La présidente: Merci. Ce sera tout.

M. Caulfield: Merci à tous.

La présidente: Nous allons suspendre la séance jusqu'à ce que nos prochains témoins soient prêts.

.1158

.1206

La présidente: Nous sommes de retour, avec M. Marcel Harvisty. Est-ce que j'ai bien prononcé votre nom de famille?

M. Marcel Hardisty (Programme du processus holistique de réconciliation): C'est «Hardisty».

La présidente: Votre nom était mal épelé sur notre liste. Je m'excuse. Nous avons donc avec nous M. Marcel Hardisty, du Programme du processus holistique de réconciliation. Vous êtes le bienvenu.
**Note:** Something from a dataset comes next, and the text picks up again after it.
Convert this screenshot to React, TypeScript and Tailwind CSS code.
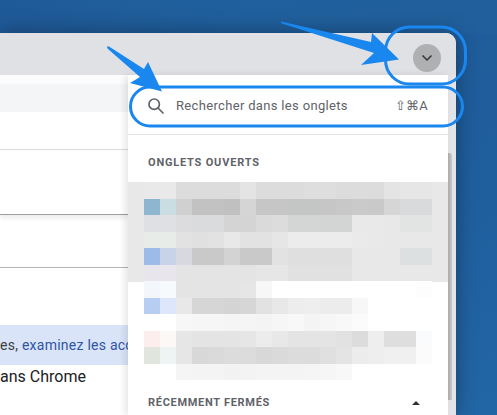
const rows: string[][] = [
  ["#e9e9ea","#e9e9ea","#dcdcdc","#dcdcdc","#dcdcdc","#dcdcdc","#e4e4e4","#dcdcdc","#dcdcdc","#dcdcdc","#dedede","#dedede","#dcdcdc","#dcdcdc","#dcdcdc","#e4e4e4","#e6e6e6","#e6e6e6"],
  ["#8fb6d0","#c9dde2","#d0d0d0","#c2c2c2","#c2c2c2","#c0c0c0","#d5d5d5","#c6c6c6","#c6c6c6","#c4c5c5","#c4c5c5","#c6c6c6","#c8c8c8","#cacaca","#c9c9c9","#d6d6d6","#d8dadb","#d8dadb"],
  ["#dfe0e4","#dfe0e4","#dcdcde","#dadbdc","#dadbdc","#d4d4d4","#d4d4d4","#dadada","#dcdcdc","#d4d5d5","#d4d5d5","#d3d4d4","#d3d4d4","#e9e9e9","#e9e9e9","#e8e8e8","#e2e3e3","#e2e3e3"],
  ["#e8ece8","#e8ece8","#e2e2e2","#e0e0e0","#e2e2e2","#e8e8e8","#e2e2e2","#e2e2e2","#e6e6e6","#ececec","#ececec","#ececec","#ececec","#eaeaea","#e9e9e9","#e8e8e8","#e8e8e8","#e8e8e8"],
  ["#9dbbe8","#c8d3ea","#d8d8e0","#c9c9c9","#c9c9c9","#d3d3d3","#c9c9c9","#c9c9c9","#e2e2e2","#dfdfdf","#dfdfdf","#dfdfdf","#dfdfdf","#e8e8e8","#e8e8e8","#e8e8e8","#dde0e1","#dde0e1"],
  ["#e8e6ec","#e8e6ec","#e4e4e4","#e4e4e4","#e4e4e4","#e4e4e4","#e4e4e4","#e6e6e6","#e6e6e6","#e1e1e1","#e1e1e1","#e1e1e1","#e1e1e1","#e8e8e8","#e8e8e8","#e8e8e8","#e8e8e8","#e8e8e8"],
  ["#f3f6fb","#f7fafc","#e4e4e4","#e4e4e4","#e4e4e4","#e4e4e4","#e6e6e6","#f7f7f7","#ffffff","#ffffff","#ffffff","#ffffff","#ffffff","#ffffff","#ffffff","#ffffff","#ffffff","#fdfdfd"],
  ["#b8cdf2","#dde6fa","#e8e8e8","#d6d6d6","#d6d6d6","#d4d4d4","#d6d6d6","#e2e2e2","#e8e8e8","#ededed","#eeeeee","#ececec","#ececec","#f7f7f7","#ffffff","#ffffff","#ffffff","#ffffff"],
  ["#ffffff","#ffffff","#f7f7f7","#f6f6f6","#f6f6f6","#f5f5f5","#f5f5f5","#f4f4f4","#f6f6f6","#f8f8f8","#f4f4f4","#f6f6f6","#f8f8f8","#fbfbfb","#ffffff","#ffffff","#ffffff","#ffffff"],
  ["#fbeeec","#fbf8f6","#e6e6e6","#e4e4e4","#e4e4e4","#e4e4e4","#e6e6e6","#ececec","#e8e8e8","#e4e4e4","#e4e4e4","#e4e4e4","#e2e2e2","#dcdcdc","#eeeeee","#dedede","#dedede","#f9fbfd"],
  ["#e0e6de","#eef4f4","#e6e6e6","#d8d8d8","#dadada","#dcdcdc","#dcdcdc","#d8d8d8","#dadada","#dcdcdc","#dcdcdc","#e0e0e0","#e4e4e4","#ececec","#eeeeee","#f0f0f0","#f0f0f0","#fbfbfb"],
  ["#ffffff","#ffffff","#f5f5f5","#f4f4f4","#f4f4f4","#f2f2f2","#f3f3f3","#f4f4f4","#f4f4f4","#f4f4f4","#f5f5f5","#f6f6f6","#f8f8f8","#ffffff","#ffffff","#ffffff","#ffffff","#ffffff"],
];

function SearchIcon() {
  return (
    <svg width="18" height="18" viewBox="0 0 18 18" fill="none" stroke="#5f6368" strokeWidth="1.7" strokeLinecap="round">
      <circle cx="7.2" cy="7.2" r="5.2" />
      <path d="M11 11l5 5" />
    </svg>
  );
}

function Annotations() {
  return (
    <svg className="absolute inset-0 z-20" width="497" height="415" viewBox="0 0 497 415" fill="none">
      <rect x="385.5" y="27" width="80" height="57" rx="24" stroke="#1a87ee" strokeWidth="3" />
      <rect x="130.5" y="87" width="332" height="39" rx="19.5" stroke="#1a87ee" strokeWidth="3" />
      <path d="M281 21.5 Q280 22 282 23.5 L374 53 L361 65 L399 59.5 L372 33 L371 42 Z" fill="#1a87ee" />
      <path d="M107 46.5 Q107 48 108 49 L140 77 L130 83 L162 91.5 L148 62 L144 69 L109 46.5 Z" fill="#1a87ee" />
    </svg>
  );
}

export default function App() {
  return (
    <div className="relative w-[497px] h-[415px] overflow-hidden bg-[linear-gradient(180deg,#205c9a_0%,#1f5d9c_30%,#2266a6_100%)] font-['Roboto',sans-serif]">
      <div className="absolute inset-x-0 top-0 h-[33px] bg-[linear-gradient(90deg,#1f5a98,#20609e_50%,#215f9c)]" />
      <div className="relative mt-[33px] flex h-[382px] w-[456px] flex-col overflow-hidden rounded-tr-[10px] bg-[#e3e4e8] shadow-[0_0_22px_rgba(0,0,0,0.35)]">
        <div className="flex h-[42px] shrink-0 items-center justify-end bg-[#dfe1e5] pr-4">
          <div className="flex h-7 w-7 items-center justify-center rounded-full bg-[#afb0b1] mt-[8px] mr-[-1px]">
            <svg width="12" height="8" viewBox="0 0 12 8" fill="none" stroke="#33363a" strokeWidth="1.5">
              <path d="M1.5 1.5 6 6l4.5-4.5" />
            </svg>
          </div>
        </div>
        <div className="flex min-h-0 flex-1">
          <div className="relative flex w-[128px] shrink-0 flex-col overflow-hidden bg-white">
            <div className="h-[37px] shrink-0 bg-[linear-gradient(#fdfdfe_0%,#fbfbfc_25%,#f3f5f7_26%,#f3f5f7_100%)]" />
            <div className="h-[38px] shrink-0 border-b border-[#dcdcdc]" />
            <div className="h-[65px] shrink-0 border-b border-[#9e9e9e] shadow-[0_3px_5px_rgba(0,0,0,0.08)]" />
            <div className="h-[53px] shrink-0 border-b border-[#b4b4b4]" />
            <div className="h-[57px] shrink-0" />
            <div className="flex h-[40px] shrink-0 items-center whitespace-nowrap bg-[#d9e4f8] text-[14px] tracking-[0.25px] text-[#5f6368]">
              <span className="text-[#3c4043]">es,&nbsp;</span>
              <span className="text-[#2f55a4]">examinez les acc</span>
            </div>
            <div className="mt-[1px] whitespace-nowrap text-[16px] leading-[22px] text-[#202124]">ans Chrome</div>
          </div>
          <div className="relative z-10 flex w-[320px] shrink-0 flex-col bg-white shadow-[-3px_0_7px_rgba(0,0,0,0.1)]">
            <div className="flex h-[60px] shrink-0 items-center border-b border-[#e4e4e4] pl-[19px] pr-5 pt-[3px]">
              <SearchIcon />
              <span className="ml-[11px] flex-1 text-[13px] tracking-[0.33px] text-[#5f6368]">Rechercher dans les onglets</span>
              <span className="text-[13px] tracking-[0.2px] text-[#5f6368]">⇧⌘A</span>
            </div>
            <div className="flex h-[47px] shrink-0 items-center pl-5 pt-[9px] text-[11px] font-bold tracking-[0.8px] text-[#5f6368]">ONGLETS OUVERTS</div>
            <div className="h-[198px] shrink-0 bg-[linear-gradient(#e8e8e8_100px,#ffffff_100px)] pl-4">
              <div className="grid w-[288px] grid-cols-[repeat(18,16px)] auto-rows-[16.5px] blur-[0.6px]">
                {rows.flat().map((c, i) => (
                  <div key={i} style={{ backgroundColor: c }} />
                ))}
              </div>
            </div>
            <div className="flex items-center justify-between pl-5 pr-[28px] pt-[15px]">
              <span className="text-[11px] font-bold tracking-[0.7px] text-[#5f6368]">RÉCEMMENT FERMÉS</span>
              <span className="h-0 w-0 border-x-[4px] border-b-[4px] border-x-transparent border-b-[#303134]" />
            </div>
          </div>
          <div className="flex w-2 shrink-0 flex-col bg-[#e3e4e8] pt-[78px]">
            <div className="h-[247px] w-1 rounded-tr-[3px] bg-[linear-gradient(90deg,#adadad,#c9c9c9)]" />
          </div>
        </div>
      </div>
      <Annotations />
    </div>
  );
}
Voulez-vous faire un exposé préliminaire? Cela nous aiderait.

M. Hardisty: Au sujet de moi-même?

La présidente: Oui, et peut-être aussi au sujet de votre organisation et du travail que vous faites.

M. Hardisty: Tout d'abord, je dois vous dire que c'est un honneur d'être ici. Je vous apporte les salutations de nos anciens, de nos mères, de nos grands-mères et de nos enfants. Je vous apporte aussi les salutations des gens qui servent notre communauté de l'intérieur, et également de l'extérieur. Nous travaillons tous ensemble pour essayer de bâtir une communauté saine et sûre.

J'appartiens au clan du Castor de la nation des Ojibways, les Anishnabeks. Mon nom traditionnel est Kewatinokapau, ce qui signifie «homme debout au Nord», et je participe à la vie de ma communauté depuis une vingtaine d'années, depuis mon jeune âge. J'ai participé à la vie politique, et aussi à la vie sociale et spirituelle; je suis donc assez bien connu dans mon milieu. Je sais ce qui s'y passe, sur le plan politique et autrement. J'ai travaillé dans tous les domaines pour pouvoir comprendre les problèmes que mon peuple a à résoudre. Tous les systèmes en place ont un effet sur nos familles. J'ai choisi de m'engager dans mon milieu et d'apprendre à connaître les différents systèmes qui existent à l'extérieur de ma communauté pour pouvoir mieux la servir. Voilà donc qui je suis.

Nous appelons le travail que nous faisons une approche ou un processus. Comme la plupart des gens préfèrent employer le terme «projet», nous appellerons cela un projet, mais pour nous, c'est un processus, une approche que nous avons baptisée «processus holistique de réconciliation». C'est un processus qui consiste à s'approprier les problèmes et les solutions. Il découle de la vision du monde du peuple anishnabek.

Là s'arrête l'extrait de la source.